Well that alone is a guarantee of crisis and that’s increased by very perverse incentives. One of them is a government insurance policy, it’s called “too big to fail”. So if the major banks and investments firms make extremely risky transactions, and hence make a lot of profit, and then it goes bad, and crashes, and maybe bring all system down with it. They can be confident that the tax payer will move in and bill them out. Which is exactly what happened this time as in the earlier cases that’s called: too big to fail, to big to let them go.

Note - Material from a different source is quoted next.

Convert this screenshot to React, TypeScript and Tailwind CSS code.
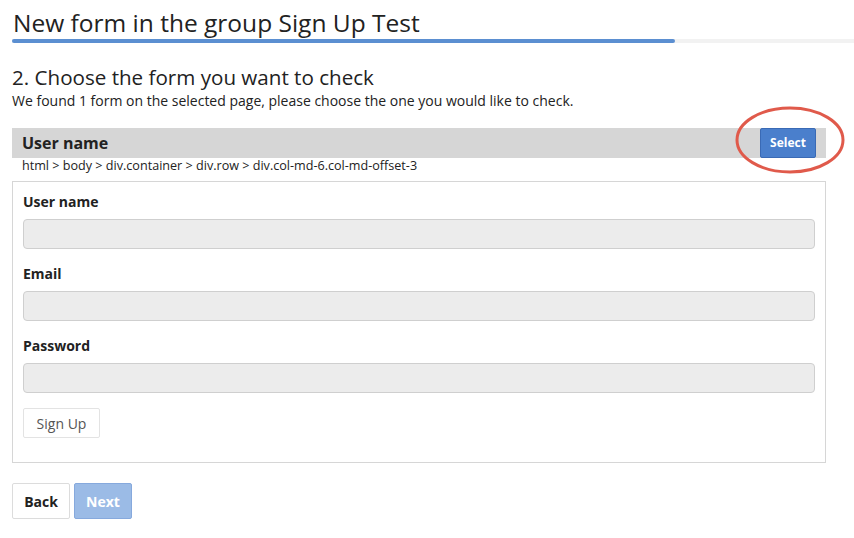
import React from "react";

export default function App() {
  const font = { fontFamily: '"Open Sans", "Liberation Sans", sans-serif' };
  return (
    <div className="min-h-[538px] w-[854px] bg-white pl-[12px] text-[#222]" style={font}>
      <div className="pt-[8px]">
        <h1 className="pl-[1px] text-[24.5px] font-[500] leading-[30px] text-[#222]">New form in the group Sign Up Test</h1>
        <div className="mt-[1px] flex h-[4px] w-full bg-[#f2f2f2]">
          <div className="h-full w-[663px] rounded-[2px] bg-[#5b8fd1]" />
        </div>
      </div>

      <div className="w-[814px]">
        <h2 className="mt-[21px] text-[20.6px] leading-[26px] text-[#222]">2. Choose the form you want to check</h2>
        <p className="mt-[2px] text-[14px] leading-[18px] text-[#222]">We found 1 form on the selected page, please choose the one you would like to check.</p>

        <div className="relative mt-[18px] flex h-[30px] items-center justify-between bg-[#d6d6d6] pl-[10px] pr-[10px]">
          <span className="text-[16px] font-bold text-[#222]">User name</span>
          <button className="h-[30px] w-[56px] rounded-[2px] border border-[#3a6ab5] bg-[#4a7fcc] text-[12px] font-bold text-white">Select</button>
          <svg className="pointer-events-none absolute left-[722px] top-[-23px]" width="112" height="70" viewBox="0 0 112 70">
            <ellipse cx="56" cy="35" rx="53" ry="32" fill="none" stroke="#e05a4b" strokeWidth="3" />
          </svg>
        </div>
        <div className="pl-[10px] text-[12.6px] leading-[16px] text-[#222]">html &gt; body &gt; div.container &gt; div.row &gt; div.col-md-6.col-md-offset-3</div>

        <div className="mt-[7px] border border-[#d6d6d6] px-[10px] pb-[24px] pt-[10px]">
          {["User name", "Email", "Password"].map((l) => (
            <div key={l} className="mb-[15px]">
              <div className="text-[14px] font-bold leading-[20px] text-[#222]">{l}</div>
              <div className="mt-[7px] h-[30px] w-full rounded-[4px] border border-[#cfcfcf] bg-[#ececec]" />
            </div>
          ))}
          <button className="h-[30px] w-[77px] rounded-[2px] border border-[#e3e3e3] bg-white text-[14px] text-[#555]">Sign Up</button>
        </div>

        <div className="mt-[20px] flex gap-[4px]">
          <button className="h-[36px] w-[58px] rounded-[2px] border border-[#dcdcdc] bg-white text-[14px] font-bold text-[#222]">Back</button>
          <button className="h-[36px] w-[58px] rounded-[2px] border border-[#86a9dd] bg-[#9bbbe6] text-[14px] font-bold text-white">Next</button>
        </div>
      </div>
    </div>
  );
}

That’s an insurance policy, one of many incidentally, which encourages highly risky and highly profitable behaviour. The public will pay for it if anything goes wrong, then why not doing it. That’s being reconstituted and this also laying the basis for the next financial crisis, probably worse than this one. That’s almost inevitable when a market system in the financial arena is allowed to function with extremely little regulation and with incentives to carry out risky and potentially damaging, but very profitable operations. That’s all expanded by the exotic financial instruments that have been developed; there are concept derivatives, insurance policies against lost, secure mortgages, which are a core part of this particular crisis. All that is reconstituted. So yes there will be another one!
By now the financial institutions are so powerful; they have overwhelming influence on the political system as well. One of the things that has happened in the past 30 years, dramatically in the US, but elsewhere too is, the government policy.
Traditionally government policy in the western state capitalist societies have had something of a tax policy another government policies have to some extent – a minimal extent – but some extent, compensated for the enormous inequality that develops if market systems are allowed to function freely.
In the Europe it is still partly the case but in the US, in the last 30 years it has been the opposite. The government policy has been designed to increase inequality very sharply. Take a look at taxes, they have been sharply reduced for the very wealthy but sustained for the rest that of course has the exact opposite of what a tax policy is supposed to be in a society. That’s much part of the reason why the wealth has been so heavily concentrated in the top 1% or even less of the population. Policies are designed to have that effect.
And there is a kind a self-reinforcing cycle the more wealth is concentrated the greater the political power of that tiny fraction of the population, who use that power to increase their wealth even more, that’s the crisis in the United States and it extent elsewhere.